• **CHALLENGE**
Return the count of lines that mention "this", with no other words.

• **LISTED RECORDS**
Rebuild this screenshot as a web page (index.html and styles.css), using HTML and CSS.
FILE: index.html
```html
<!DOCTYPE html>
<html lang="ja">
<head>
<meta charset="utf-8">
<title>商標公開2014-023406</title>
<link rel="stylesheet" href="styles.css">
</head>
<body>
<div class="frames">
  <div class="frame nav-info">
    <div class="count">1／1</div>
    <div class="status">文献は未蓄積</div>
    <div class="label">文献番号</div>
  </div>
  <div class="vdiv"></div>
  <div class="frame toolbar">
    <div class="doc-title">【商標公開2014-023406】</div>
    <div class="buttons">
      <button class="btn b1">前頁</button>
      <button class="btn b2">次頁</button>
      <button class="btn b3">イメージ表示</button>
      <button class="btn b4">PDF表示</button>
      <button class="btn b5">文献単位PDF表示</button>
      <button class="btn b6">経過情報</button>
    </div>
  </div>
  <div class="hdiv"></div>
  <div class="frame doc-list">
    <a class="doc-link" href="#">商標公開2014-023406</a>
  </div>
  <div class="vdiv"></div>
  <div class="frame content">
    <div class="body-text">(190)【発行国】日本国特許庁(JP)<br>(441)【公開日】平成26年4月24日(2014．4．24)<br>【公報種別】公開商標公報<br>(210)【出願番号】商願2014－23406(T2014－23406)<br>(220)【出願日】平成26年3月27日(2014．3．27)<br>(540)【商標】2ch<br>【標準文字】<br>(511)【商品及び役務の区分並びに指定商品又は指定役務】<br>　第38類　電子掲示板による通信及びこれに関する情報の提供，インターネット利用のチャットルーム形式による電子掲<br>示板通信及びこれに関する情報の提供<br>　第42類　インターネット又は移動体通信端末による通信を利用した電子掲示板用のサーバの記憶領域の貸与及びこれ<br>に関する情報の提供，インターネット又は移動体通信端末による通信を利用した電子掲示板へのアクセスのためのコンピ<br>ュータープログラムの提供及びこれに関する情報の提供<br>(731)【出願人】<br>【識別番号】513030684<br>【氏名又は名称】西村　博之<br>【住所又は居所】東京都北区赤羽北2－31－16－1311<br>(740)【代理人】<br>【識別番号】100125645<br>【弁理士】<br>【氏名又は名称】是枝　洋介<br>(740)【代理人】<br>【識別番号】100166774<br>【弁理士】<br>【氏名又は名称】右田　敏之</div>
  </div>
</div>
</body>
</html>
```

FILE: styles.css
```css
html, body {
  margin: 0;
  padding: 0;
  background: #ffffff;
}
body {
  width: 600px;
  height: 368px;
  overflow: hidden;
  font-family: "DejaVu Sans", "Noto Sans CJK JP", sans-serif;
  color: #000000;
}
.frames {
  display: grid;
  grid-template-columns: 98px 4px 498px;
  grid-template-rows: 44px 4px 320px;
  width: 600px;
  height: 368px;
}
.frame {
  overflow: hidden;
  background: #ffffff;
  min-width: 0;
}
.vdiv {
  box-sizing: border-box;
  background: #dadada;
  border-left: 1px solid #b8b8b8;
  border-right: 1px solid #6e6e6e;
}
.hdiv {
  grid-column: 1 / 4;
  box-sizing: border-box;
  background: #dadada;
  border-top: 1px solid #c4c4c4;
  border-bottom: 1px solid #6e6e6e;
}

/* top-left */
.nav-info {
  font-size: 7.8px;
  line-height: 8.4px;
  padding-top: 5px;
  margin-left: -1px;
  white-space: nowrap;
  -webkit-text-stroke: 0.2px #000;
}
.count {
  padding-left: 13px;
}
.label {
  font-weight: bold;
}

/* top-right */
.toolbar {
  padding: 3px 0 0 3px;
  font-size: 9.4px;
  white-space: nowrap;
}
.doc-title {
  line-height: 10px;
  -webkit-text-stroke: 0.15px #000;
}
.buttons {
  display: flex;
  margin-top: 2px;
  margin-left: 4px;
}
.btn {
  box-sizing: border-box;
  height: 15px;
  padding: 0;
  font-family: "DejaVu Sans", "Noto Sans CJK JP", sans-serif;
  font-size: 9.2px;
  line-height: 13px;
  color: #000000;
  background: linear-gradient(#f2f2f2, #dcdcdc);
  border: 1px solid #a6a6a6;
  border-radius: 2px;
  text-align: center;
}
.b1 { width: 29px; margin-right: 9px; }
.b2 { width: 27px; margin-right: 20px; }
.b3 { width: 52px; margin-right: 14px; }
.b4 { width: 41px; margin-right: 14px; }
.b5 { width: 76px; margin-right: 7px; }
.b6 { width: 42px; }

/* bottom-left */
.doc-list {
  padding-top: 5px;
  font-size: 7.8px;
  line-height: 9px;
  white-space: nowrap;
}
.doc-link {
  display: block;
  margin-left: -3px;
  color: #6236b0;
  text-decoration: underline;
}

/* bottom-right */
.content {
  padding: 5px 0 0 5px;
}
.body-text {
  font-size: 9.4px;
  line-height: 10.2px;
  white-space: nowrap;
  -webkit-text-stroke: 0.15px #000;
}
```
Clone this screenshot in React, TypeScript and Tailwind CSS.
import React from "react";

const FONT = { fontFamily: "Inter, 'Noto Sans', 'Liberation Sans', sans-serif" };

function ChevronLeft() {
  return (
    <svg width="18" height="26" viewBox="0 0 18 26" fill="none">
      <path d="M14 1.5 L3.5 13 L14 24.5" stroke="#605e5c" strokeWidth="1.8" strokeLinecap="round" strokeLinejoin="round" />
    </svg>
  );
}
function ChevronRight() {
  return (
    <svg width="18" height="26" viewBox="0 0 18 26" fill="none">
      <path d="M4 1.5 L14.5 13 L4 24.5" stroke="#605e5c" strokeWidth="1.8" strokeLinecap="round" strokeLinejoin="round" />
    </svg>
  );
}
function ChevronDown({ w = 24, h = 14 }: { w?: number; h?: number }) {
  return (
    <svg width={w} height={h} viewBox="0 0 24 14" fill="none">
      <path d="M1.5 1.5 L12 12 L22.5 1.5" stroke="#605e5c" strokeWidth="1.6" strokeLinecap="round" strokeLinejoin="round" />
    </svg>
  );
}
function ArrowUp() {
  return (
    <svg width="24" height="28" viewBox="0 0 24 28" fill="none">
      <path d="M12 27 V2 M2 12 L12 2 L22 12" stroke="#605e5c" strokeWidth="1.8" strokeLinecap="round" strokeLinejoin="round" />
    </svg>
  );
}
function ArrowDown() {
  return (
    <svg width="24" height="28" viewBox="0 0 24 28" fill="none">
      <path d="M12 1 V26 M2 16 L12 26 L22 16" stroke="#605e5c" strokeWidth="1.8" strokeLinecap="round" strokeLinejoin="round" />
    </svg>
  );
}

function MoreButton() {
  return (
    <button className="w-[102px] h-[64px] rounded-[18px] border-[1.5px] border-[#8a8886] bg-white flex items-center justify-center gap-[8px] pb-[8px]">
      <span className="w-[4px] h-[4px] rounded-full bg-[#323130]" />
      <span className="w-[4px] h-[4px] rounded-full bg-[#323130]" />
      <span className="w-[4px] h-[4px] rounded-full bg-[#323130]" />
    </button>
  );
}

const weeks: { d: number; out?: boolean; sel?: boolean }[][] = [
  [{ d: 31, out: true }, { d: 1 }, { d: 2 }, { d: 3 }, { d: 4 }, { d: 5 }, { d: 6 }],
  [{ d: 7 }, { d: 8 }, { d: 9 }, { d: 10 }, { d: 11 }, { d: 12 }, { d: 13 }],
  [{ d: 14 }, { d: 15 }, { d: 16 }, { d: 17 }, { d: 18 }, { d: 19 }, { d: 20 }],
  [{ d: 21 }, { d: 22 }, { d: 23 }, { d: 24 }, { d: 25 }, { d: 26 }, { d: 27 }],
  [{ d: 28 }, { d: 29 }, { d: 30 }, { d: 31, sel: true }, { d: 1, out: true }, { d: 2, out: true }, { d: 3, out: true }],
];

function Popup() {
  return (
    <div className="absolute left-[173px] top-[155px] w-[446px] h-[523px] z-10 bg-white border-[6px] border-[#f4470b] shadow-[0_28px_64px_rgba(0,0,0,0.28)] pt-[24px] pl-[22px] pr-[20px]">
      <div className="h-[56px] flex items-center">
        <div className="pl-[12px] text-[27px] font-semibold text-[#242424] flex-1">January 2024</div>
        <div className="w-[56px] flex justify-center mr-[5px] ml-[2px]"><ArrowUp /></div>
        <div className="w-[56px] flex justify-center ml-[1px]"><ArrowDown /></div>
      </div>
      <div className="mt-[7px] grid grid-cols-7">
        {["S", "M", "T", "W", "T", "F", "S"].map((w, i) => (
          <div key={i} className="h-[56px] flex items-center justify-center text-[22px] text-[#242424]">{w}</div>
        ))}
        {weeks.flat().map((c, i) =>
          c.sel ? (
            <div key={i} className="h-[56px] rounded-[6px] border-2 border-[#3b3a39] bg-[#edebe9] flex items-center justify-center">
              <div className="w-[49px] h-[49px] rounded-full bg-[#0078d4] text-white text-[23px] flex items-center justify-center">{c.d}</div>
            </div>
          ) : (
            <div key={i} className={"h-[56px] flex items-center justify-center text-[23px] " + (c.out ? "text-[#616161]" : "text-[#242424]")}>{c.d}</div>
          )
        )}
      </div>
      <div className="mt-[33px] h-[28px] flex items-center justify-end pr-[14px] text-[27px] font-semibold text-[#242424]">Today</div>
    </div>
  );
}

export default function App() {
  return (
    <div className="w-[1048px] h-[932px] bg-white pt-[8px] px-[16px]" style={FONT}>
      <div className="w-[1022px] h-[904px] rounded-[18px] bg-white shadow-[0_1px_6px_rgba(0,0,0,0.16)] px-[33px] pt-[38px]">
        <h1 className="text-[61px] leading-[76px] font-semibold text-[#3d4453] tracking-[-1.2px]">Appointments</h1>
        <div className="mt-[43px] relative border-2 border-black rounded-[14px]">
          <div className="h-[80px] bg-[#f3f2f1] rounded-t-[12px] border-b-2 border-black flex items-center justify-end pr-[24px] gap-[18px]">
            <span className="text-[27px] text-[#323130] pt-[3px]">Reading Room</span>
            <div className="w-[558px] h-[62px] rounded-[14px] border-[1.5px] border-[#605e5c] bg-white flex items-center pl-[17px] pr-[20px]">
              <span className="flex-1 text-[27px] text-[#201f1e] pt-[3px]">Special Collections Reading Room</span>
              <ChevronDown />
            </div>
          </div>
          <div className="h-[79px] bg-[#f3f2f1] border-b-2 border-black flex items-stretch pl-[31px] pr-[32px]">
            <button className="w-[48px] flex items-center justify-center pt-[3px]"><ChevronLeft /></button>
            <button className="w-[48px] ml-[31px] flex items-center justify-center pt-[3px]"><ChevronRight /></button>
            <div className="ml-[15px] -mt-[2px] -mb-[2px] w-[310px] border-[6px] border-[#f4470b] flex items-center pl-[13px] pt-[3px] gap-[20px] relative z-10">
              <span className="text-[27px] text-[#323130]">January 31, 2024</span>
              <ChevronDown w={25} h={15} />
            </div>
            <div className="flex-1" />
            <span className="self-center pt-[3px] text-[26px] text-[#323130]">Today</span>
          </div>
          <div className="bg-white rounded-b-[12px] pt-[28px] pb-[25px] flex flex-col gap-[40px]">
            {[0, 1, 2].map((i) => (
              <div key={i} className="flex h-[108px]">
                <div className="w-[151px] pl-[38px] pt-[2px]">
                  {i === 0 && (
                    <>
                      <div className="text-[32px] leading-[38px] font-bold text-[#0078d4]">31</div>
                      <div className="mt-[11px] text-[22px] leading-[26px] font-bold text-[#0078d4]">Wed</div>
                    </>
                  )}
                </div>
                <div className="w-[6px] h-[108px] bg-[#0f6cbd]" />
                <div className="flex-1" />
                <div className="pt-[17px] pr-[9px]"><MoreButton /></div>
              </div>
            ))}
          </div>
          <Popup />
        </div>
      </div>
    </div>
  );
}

• **FINAL RESULT**
2